Late Cretaceous Subduction Initiation Leeward Antilles/Aves Ridge: Implications for Caribbean Geodynamic Models


WRIGHT, J.E.1, WYLD, S.J.1 and URBANI, Franco2, (1)Geology, Univ of Georgia, Athens, GA 30602, (2)Escuela de Geologia, Minas y Geofisica, UCV, Caracas, Venezuela, jwright@gly.uga.edu

The Leeward Antilles from Aruba on the west to La Blanquilla on the east consist of, where exposed, a basement complex of pillow lava intruded by diabase that represents exposures of the Caribbean Large Igneous Province (CLIP) that is intruded by younger tonalitic to granodioritic plutons and dikes that generally have elevated Sr/Y values and REE patterns similar to and/or diagnostic of adakites. U-Pb SHRIMP-RG zircon ages from younger plutonic suite ranges in age from Late Cretaceous (89 ± 1 Ma; Aruba batholith) to Eocene (ca 59 Ma on La Blanquilla). Abundant evidence of Cretaceous sub aerial exposure of the CLIP rocks exists on Aruba, Curacao, and Los Roques. Significantly the oldest related arc intrusion is Late Cretaceous. This is consistent with our detrital zircon data from Paleocene/Eocene turbidites on Curacao derived from a mixed arc/continental source. Dredge hauls from the Aves Ridge (the continuation of the Leeward Antilles?) produced granodiorite and weathered diabase and basalt. We interpret to weathered mafic rocks to represent the CLIP and speculate that the Aves Ridge has a similar geologic evolution to the Leeward Antilles (CLIP intruded by younger plutons). We interpret these relations to indicate that arc magmatism along the Aves Ridge/Leeward Antilles began in the Late Cretaceous (ca 89 Ma) and was constructed on a basement consisting principally of the CLIP. We suggest that subduction initiation occurred along a transform that truncated the Greater Antilles arc and separated the arc and CLIP from proto-Caribbean oceanic crust.
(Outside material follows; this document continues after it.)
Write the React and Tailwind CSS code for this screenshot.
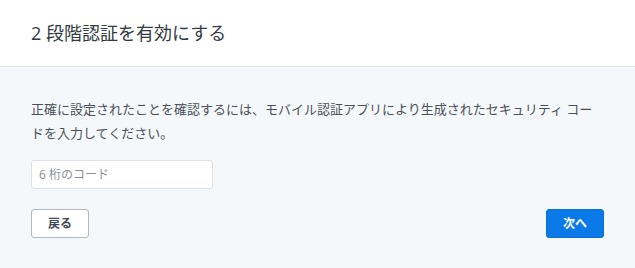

The island of Bonaire has a very different geologic evolution than any other studied exposure of the Leeward Antilles, and consists of significantly older arc strata (ca 98 Ma). We interpret Bonaire as a fragment of the Greater Antilles derived from the transform truncated boundary between the Greater Antilles and the proto-Caribbean seafloor.